The choice of bedding is steeped in as much tradition as saddlery. Every horseperson has his preference. Some like the smell of sweet cedar shavings, some the traditional look of a deep straw bed, while others prefer the softness and absorbency of peat moss. But which bedding is really best for your horses?
In a study conducted at the Equine Research Centre in Guelph, Ontario, Canada, five different beddings were put to the test. The main criterion was absorbency. Theoretically, the more absorbent a bedding is, the lower the levels of moisture (promoting mold growth) and ammonia (a noxious gas that irritates the airways) there should be in the barn. This should improve the respiratory health of the horses. Absorbent beddings also tend to be less dusty and easier to muck out because the soiled bedding clumps together, aiding removal and perhaps allowing less bedding to be used overall.
Researcher Susan Raymond compared straw, shavings, peat moss, hemp fibers and shredded paper in her absorbency test. When water was added to 10 grams of each bedding material, shredded paper came out the clear winner, absorbing 100 milliliters, as compared to hemp (45 ml), shavings (30 ml), and peat moss (30 ml). The most traditional bedding, straw, was the least absorbent of the samples, soaking up only 25 ml of water.
Bedding and Respiratory Health
Paper, being the most absorbent substance, might protect the horse from ammonia. To do so, it must "hide" and "trap" ammonia. It will take further testing to confirm this feature of paper.
Molds, on the other hand, thrive in moisture so paper bedding should reduce molds if it is removed promptly. Herein lies one of the problems of a highly absorbent substance for bedding. Because it is so absorbent, the moisture accumulates in spots, exposing the horse to clumps of moist bedding, unless it is meticulously managed.
Maximum Absorbency Brings Added Weight
Of course, with maximum absorbency comes a downside: added weight. Anyone who has mucked out a truly soaked stall can attest that it can become backbreaking labor. In this regard, shredded paper might be a liability because Raymond's study showed that at maximum water absorption it could increase its weight by a staggering 900 percent. By comparison, hemp – at its maximum absorption level – increases by 400 percent, peat moss by 300 percent, shavings by 250 percent and straw by 225 percent.
Also, you can make your straw or shavings just as absorbent as paper, by adding three times as much, which is typically done. The use of more straw adds other benefits of course, such as greater floor padding, less direct contact of the horse to the moisture, and a "thermal barrier" from the ground.
Molds in Bedding
Other studies performed by the ERC's respiratory health research team have indicated that when it comes to mold, straw comes out the loser, harboring hundreds of times more mold spores than other beddings even when it appears clean and bright.

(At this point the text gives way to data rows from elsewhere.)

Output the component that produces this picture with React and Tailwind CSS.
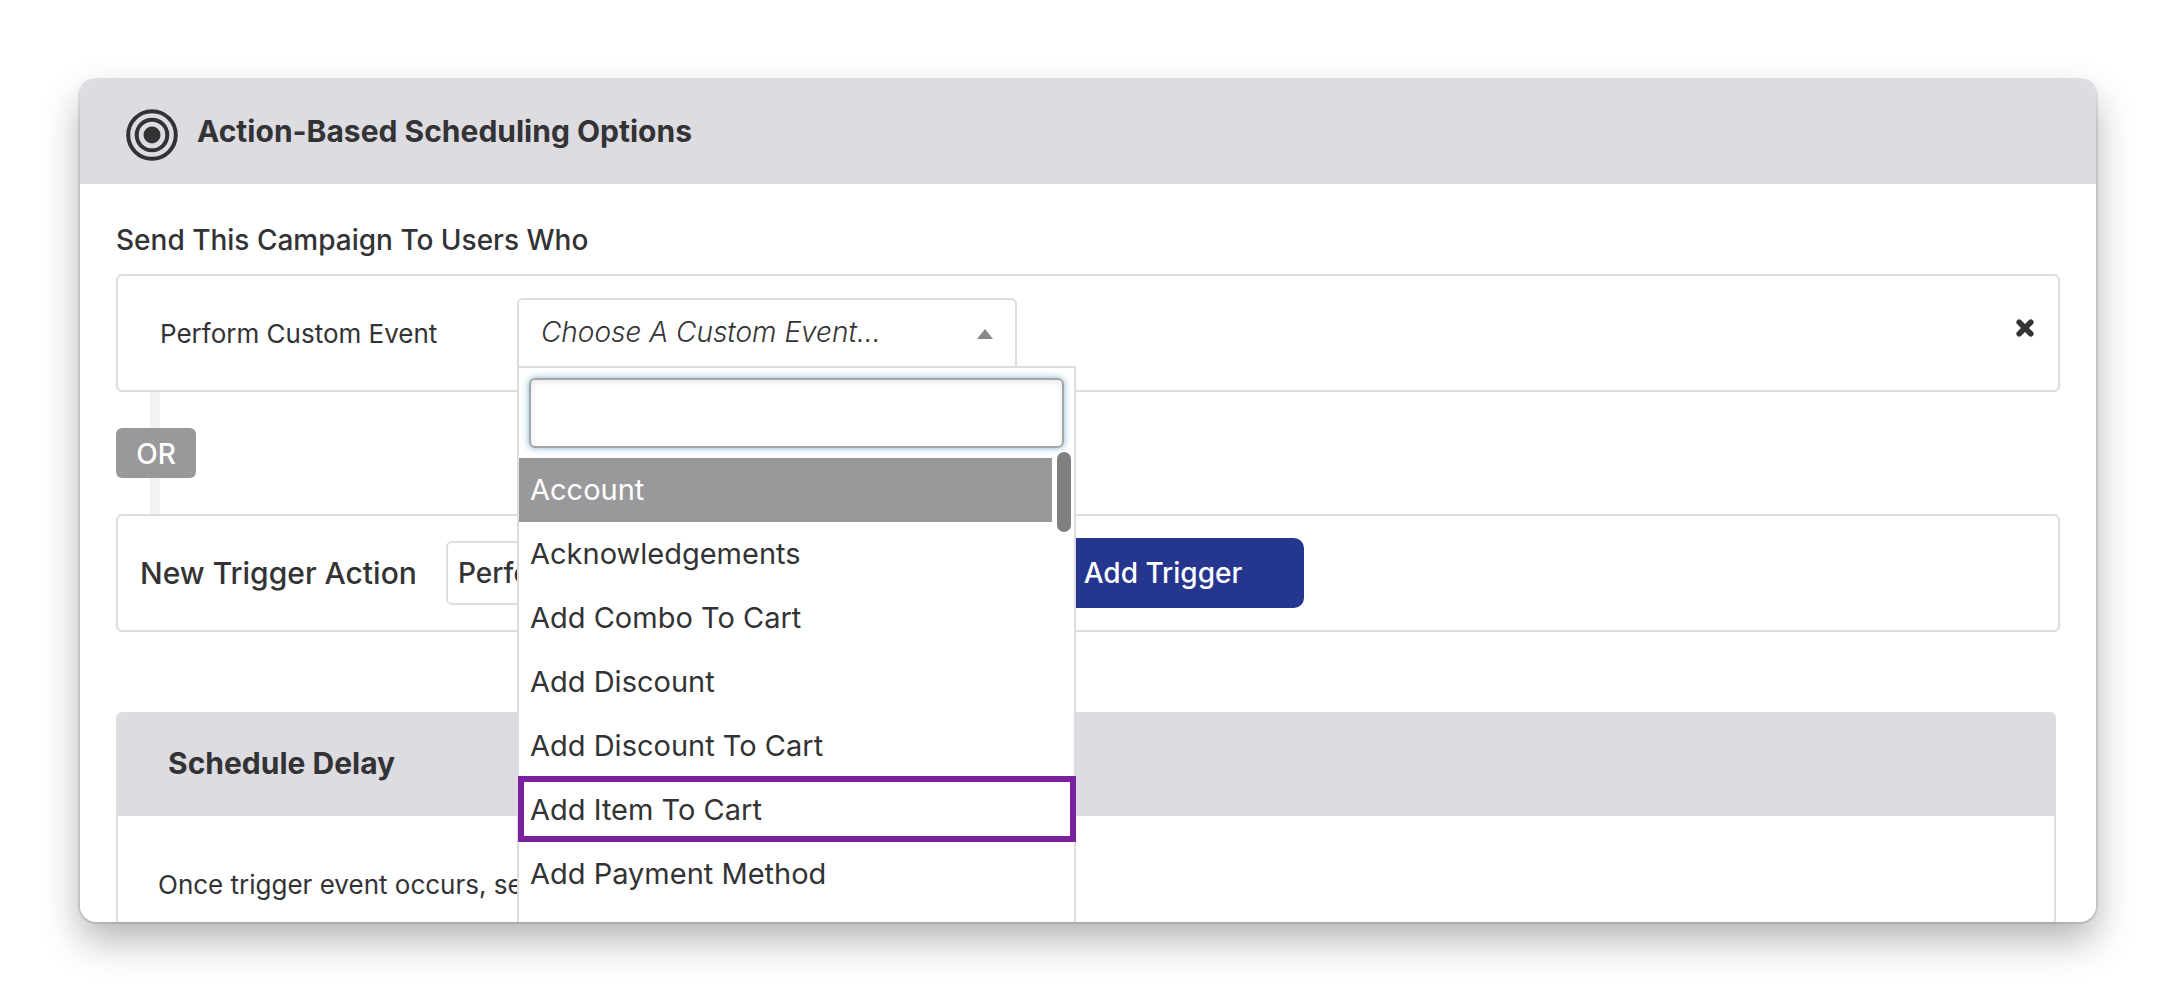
import React from "react";

const EVENTS = [
  "Account",
  "Acknowledgements",
  "Add Combo To Cart",
  "Add Discount",
  "Add Discount To Cart",
  "Add Item To Cart",
  "Add Payment Method",
];

function TargetIcon() {
  return (
    <svg viewBox="0 0 52 52" className="mt-2 size-[52px] shrink-0" fill="none" stroke="currentColor" strokeWidth="4" aria-hidden="true">
      <circle cx="26" cy="26" r="23.8" />
      <circle cx="26" cy="26" r="15.3" />
      <circle cx="26" cy="26" r="8.5" fill="currentColor" stroke="none" />
    </svg>
  );
}

function CrossIcon() {
  return (
    <svg viewBox="0 0 18 18" className="size-[18px]" stroke="currentColor" strokeWidth="5.6" strokeLinecap="round" aria-hidden="true">
      <path d="M3.2 3.2 L14.8 14.8 M14.8 3.2 L3.2 14.8" />
    </svg>
  );
}

function EventOption({ name }) {
  const base = "relative flex h-16 items-center pl-[11px]";
  if (name === "Account") {
    return (
      <li role="option" aria-selected="true" className={`${base} mr-[22px] bg-[#99999b] text-white`}>
        {name}
      </li>
    );
  }
  return (
    <li role="option" aria-selected="false" className={base}>
      {name}
      {name === "Add Item To Cart" && (
        <span className="absolute -top-0.5 -right-0.5 bottom-0 -left-px border-[6px] border-[#7b219f]" />
      )}
    </li>
  );
}

function EventPicker() {
  return (
    <div className="relative w-[500px]">
      <button
        type="button"
        aria-haspopup="listbox"
        aria-expanded="true"
        className="flex h-[70px] w-full items-center justify-between rounded-t-md border-2 border-[#dddce1] bg-white pr-[22px] pb-0.5 pl-[22px] text-[28px] font-light italic"
      >
        Choose A Custom Event...
        <svg viewBox="0 0 16 10" className="mt-1 h-2.5 w-4" aria-hidden="true">
          <path d="M8 0 L16 10 H0 Z" fill="#88888a" />
        </svg>
      </button>
      <div className="absolute top-[68px] left-0 z-10 h-[640px] w-[559px] border-2 border-[#dddce1] bg-white">
        <div className="p-2.5">
          <input
            type="text"
            aria-label="Search custom events"
            className="h-[70px] w-full rounded-md border-2 border-[#a6a6a8] bg-white px-3 text-[29px] shadow-[0_0_7px_rgba(60,140,180,0.65),inset_0_2px_6px_rgba(0,0,0,0.1)] outline-none"
          />
        </div>
        <ul role="listbox" aria-label="Custom events" className="text-[29px]">
          {EVENTS.map((name) => (
            <EventOption key={name} name={name} />
          ))}
        </ul>
        <div className="absolute top-[84px] right-[3px] h-20 w-3.5 rounded-full bg-[#808080]" />
      </div>
    </div>
  );
}

export default function App() {
  return (
    <div className="flex h-screen bg-white p-20 font-['Inter',sans-serif] text-[#333335]">
      <main className="flex-1 overflow-hidden rounded-2xl bg-white shadow-[0_0_0_2px_rgba(0,0,0,0.1),0_18px_38px_rgba(0,0,0,0.3)]">
        <header className="flex h-[104px] items-center gap-[19px] bg-[#dddce1] pb-0.5 pl-[46px]">
          <TargetIcon />
          <h1 className="text-[30px] font-bold">Action-Based Scheduling Options</h1>
        </header>

        <div className="px-9 pt-8">
          <h2 className="mb-[10px] text-[28px] leading-[48px] font-medium">Send This Campaign To Users Who</h2>

          <section className="flex h-[118px] items-center rounded-md border-2 border-[#dddce1]">
            <div className="w-[399px] pl-[42px] text-[26px]">Perform Custom Event</div>
            <EventPicker />
            <button type="button" aria-label="Remove trigger" className="mr-6 mb-2.5 ml-auto">
              <CrossIcon />
            </button>
          </section>

          <div className="flex h-[122px] w-20 flex-col items-center">
            <div className="ml-[-2px] w-2.5 flex-1 bg-[#f3f3f6]" />
            <span className="flex h-[50px] w-full items-center justify-center rounded-md bg-[#99999b] pt-0.5 text-[28px] font-medium text-white">
              OR
            </span>
            <div className="ml-[-2px] w-2.5 flex-1 bg-[#f3f3f6]" />
          </div>

          <section className="flex h-[118px] items-center rounded-md border-2 border-[#dddce1] pl-[22px]">
            <label htmlFor="trigger-action" className="w-[306px] text-[30px] font-medium">
              New Trigger Action
            </label>
            <select
              id="trigger-action"
              className="mr-5 h-16 w-[556px] appearance-none rounded-md border-2 border-[#dddce1] bg-white pl-2.5 text-[28px] font-medium"
            >
              <option>Perform Custom Event</option>
            </select>
            <button type="button" className="h-[70px] w-[282px] rounded-[10px] bg-[#25368f] text-[28px] font-medium text-white">
              Add Trigger
            </button>
          </section>

          <section className="mt-20 mr-1 h-[260px] rounded-t-md border-2 border-[#dddce1]">
            <h2 className="flex h-[102px] items-center bg-[#dddce1] pb-1 pl-[50px] text-[30px] font-bold">Schedule Delay</h2>
            <p className="pt-12 pl-10 text-[26px] leading-[42px]">Once trigger event occurs, se</p>
          </section>
        </div>
      </main>
    </div>
  );
}
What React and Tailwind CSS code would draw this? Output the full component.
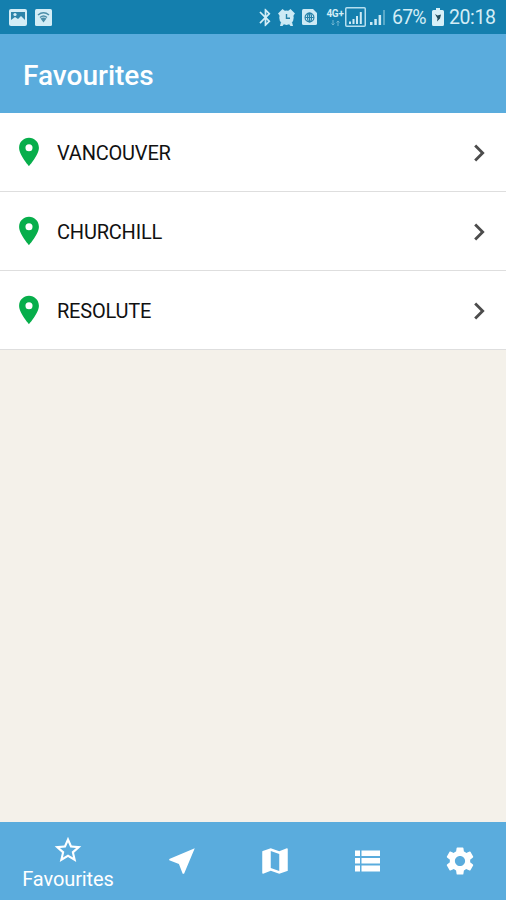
import { useState } from "react";
import {
  MdBluetooth,
  MdChevronRight,
  MdMap,
  MdNearMe,
  MdPlace,
  MdSettings,
  MdStarBorder,
} from "react-icons/md";

const places = ["VANCOUVER", "CHURCHILL", "RESOLUTE"];

const ListIcon = ({ size }) => (
  <svg width={size} height={size} viewBox="0 0 34 34" fill="currentColor">
    <path d="M5 6.500h5v5.500H5zM5 14h5v5.500H5zM5 21.500h5v6H5zM11.500 6.500H30v5.500H11.500zM11.500 14H30v5.500H11.500zM11.500 21.500H30v6H11.500z" />
  </svg>
);

const tabs = [
  { id: "nearby", label: "Nearby", Icon: MdNearMe },
  { id: "map", label: "Map", Icon: MdMap },
  { id: "list", label: "List", Icon: ListIcon },
  { id: "settings", label: "Settings", Icon: MdSettings },
];

const PictureIcon = () => (
  <svg width="18" height="17" viewBox="0 0 18 17" className="shrink-0">
    <rect width="18" height="17" rx="2" fill="#d3edf6" />
    <path d="M2 3h14v8l-4-4-3 3-3-2-4 3z" fill="#2c84a9" />
    <circle cx="6" cy="5.500" r="1.600" fill="#d3edf6" />
  </svg>
);

const WifiBoxIcon = () => (
  <svg width="17" height="17" viewBox="0 0 17 17" className="shrink-0">
    <rect width="17" height="17" rx="1.500" fill="#d3edf6" />
    <path d="M3 6q5.500-4.500 11 0M5 8.500q3.500-3 7 0" fill="none" stroke="#4b8ea8" strokeWidth="1.500" />
    <path d="M5.500 9.500q3-2 6 0l-3 4z" fill="#4b8ea8" />
  </svg>
);

const AlarmIcon = () => (
  <svg width="17" height="17" viewBox="0 0 17 17" className="shrink-0">
    <g fill="#cdeaf5">
      <circle cx="8.500" cy="8.700" r="7.200" />
      <path d="M0 4.500L4.500 0 7 2 2 7zM17 4.500L12.500 0 10 2l5 5zM2 17l1-4 3 2-1.500 2zM15 17l-1-4-3 2 1.500 2z" />
    </g>
    <path d="M8.500 5v4.200h3.500" fill="none" stroke="#2581a8" strokeWidth="1.400" />
  </svg>
);

const SimIcon = () => (
  <svg width="15" height="16" viewBox="0 0 15 16" className="shrink-0">
    <path d="M1.500 0H11l4 4v10.500q0 1.500-1.500 1.500h-12Q0 16 0 14.500v-13Q0 0 1.500 0z" fill="#cdeaf5" />
    <g fill="none" stroke="#2581a8" strokeWidth="1.200">
      <circle cx="7.500" cy="8.500" r="4.400" />
      <path d="M3.300 8.500h8.400M7.500 4.300v8.400" />
      <ellipse cx="7.500" cy="8.500" rx="2" ry="4.400" />
    </g>
  </svg>
);

const SignalBars = ({ boxed }) => (
  <svg width={boxed ? 21 : 16} height="20" viewBox={boxed ? "0 0 21 20" : "0 0 16 20"} className="shrink-0">
    {boxed ? (
      <>
        <rect x="0.750" y="0.750" width="19.500" height="18.500" rx="1" fill="none" stroke="#b5dff0" strokeWidth="1.500" />
        <path d="M4 14.500h2V17H4zM7.500 12h2v5h-2zM11 9h2v8h-2zM14.800 5h2v12h-2z" fill="#cdeaf5" />
      </>
    ) : (
      <>
        <path d="M0 15h2.500v3H0zM4.300 12h2.500v6H4.300zM8.600 8h2.500v10H8.600z" fill="#cdeaf5" />
        <path d="M13 3h2v15h-2z" fill="#5aa9c8" />
      </>
    )}
  </svg>
);

const BatteryIcon = () => (
  <svg width="12" height="18" viewBox="0 0 12 18" className="shrink-0">
    <path d="M4 0h4v2h2.500Q12 2 12 3.500v13q0 1.500-1.500 1.500h-9Q0 18 0 16.500v-13Q0 2 1.500 2H4z" fill="#d8f0f8" />
    <path d="M3 6l2.500 1.500L9 6.500l-1 4-3 3 .5-3z" fill="#234c5c" />
  </svg>
);

const StatusBar = () => (
  <div className="flex h-[34px] items-center bg-[#147fae] pl-[9px] text-[20px] text-[#d3edf6]">
    <PictureIcon />
    <div className="ml-[8px]">
      <WifiBoxIcon />
    </div>
    <div className="ml-auto flex h-full items-center pr-[10px]">
      <MdBluetooth size={21} className="mr-[2px] stroke-current" />
      <AlarmIcon />
      <div className="ml-[7px]">
        <SimIcon />
      </div>
      <div className="ml-[9px] flex w-[18px] flex-col items-center font-bold">
        <span className="text-[10px] leading-[9px] tracking-[-0.3px]">4G+</span>
        <svg width="9" height="6" viewBox="0 0 9 6" fill="none" stroke="#6fb5d1" className="mt-[2px]">
          <path d="M2 0v5M0.500 3.500L2 5l1.500-1.500M7 6V1M5.500 2.500L7 1l1.500 1.500" />
        </svg>
      </div>
      <div className="ml-[1px]">
        <SignalBars boxed />
      </div>
      <div className="ml-[4px]">
        <SignalBars />
      </div>
      <span className="ml-[6px] w-[35px] whitespace-nowrap pt-[1px] text-[19.5px] tracking-[-0.8px]">67%</span>
      <div className="ml-[5px] mr-[5px]">
        <BatteryIcon />
      </div>
      <span className="w-[47px] whitespace-nowrap pt-[1px] text-[19.5px] tracking-[-0.4px]">20:18</span>
    </div>
  </div>
);

const PlaceRow = ({ name }) => (
  <li className="flex h-[79px] cursor-pointer items-center border-b border-[#dedede] bg-white pl-[11.500px] pr-[10px]">
    <MdPlace size={34} className="shrink-0 text-[#07ae4b]" />
    <span className="ml-[11.500px] pt-[2px] text-[20px] leading-none tracking-[-0.2px] text-[#111]">{name}</span>
    <MdChevronRight size={34} className="relative top-[1px] ml-auto shrink-0 text-[#4c4c4c]" />
  </li>
);

const TabBar = ({ active, onChange }) => (
  <nav className="flex h-[78px] bg-[#5aacdd] text-white">
    <button onClick={() => onChange("favourites")} className="flex w-[136px] flex-col items-center pt-[12px]">
      <MdStarBorder size={32} />
      <span className="mt-[2px] text-[20px] leading-[22px] tracking-[-0.1px]">Favourites</span>
    </button>
    {tabs.map(({ id, label, Icon }) => (
      <button
        key={id}
        aria-label={label}
        aria-pressed={active === id}
        onClick={() => onChange(id)}
        className="flex flex-1 items-center justify-center"
      >
        <Icon size={34} />
      </button>
    ))}
  </nav>
);

const App = () => {
  const [active, setActive] = useState("favourites");

  return (
    <div className="flex h-[900px] w-full flex-col overflow-hidden bg-[#f4f1ea] font-[Roboto,sans-serif]">
      <StatusBar />
      <header className="flex h-[79px] items-center bg-[#5aacdd] px-[23px]">
        <h1 className="pt-[4px] text-[28px] font-medium leading-none text-white">Favourites</h1>
      </header>
      <ul className="flex-1">
        {places.map((name) => (
          <PlaceRow key={name} name={name} />
        ))}
      </ul>
      <TabBar active={active} onChange={setActive} />
    </div>
  );
};

export default App;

Mold is incorporated into straw at baling time, originating from the natural environment and the grass itself. Moisture present at baling time increases mold growth. Straw that was bailed very dry will harbor much less mold than straw that was baled damp. You can't smell or even see the mold in many cases, as the spores (dormant stage of the mold) are microscopic. The significance of mold of course is that it can be breathed in, causing inflammation in the airways, leading to cough, exercise intolerance, and worse, heaves.
Bedding Mares and Foals
Straw is still the bedding of choice, however, for foaling mares. Most farms find that straw is far less irritating to the mare and newborn foal and the stall much easier to clean afterward. The foals like to sleep in the straw and get some thermal protection from the cold ground when it is thickly bedded. Straw allows the moisture to seep through, so there is less direct skin contact with urine on straw. Within a week of foaling, many farms switch the bedding to wood shavings or another clean, absorbent bedding.
Horses That Eat Bedding
Straw is a favorite snack of some horses, and because it is so dry, the horse needs to drink more water. If a horse really goes for the straw, it may promote digestive problems (e.g. impactions) if they're not used to it. It may also substitute for more nutritious feeds.
Disposal of Beddings
In terms of compost, straw breaks down faster than other types of bedding, with the possible exception of hemp. Shavings and shredded paper, in particular, may not significantly change their composition on your manure pile for months or years.
All of these factors may have a bearing on which bedding you choose. But you also will have to take into account local availability, cost, your storage facilities and the type of horses you're housing.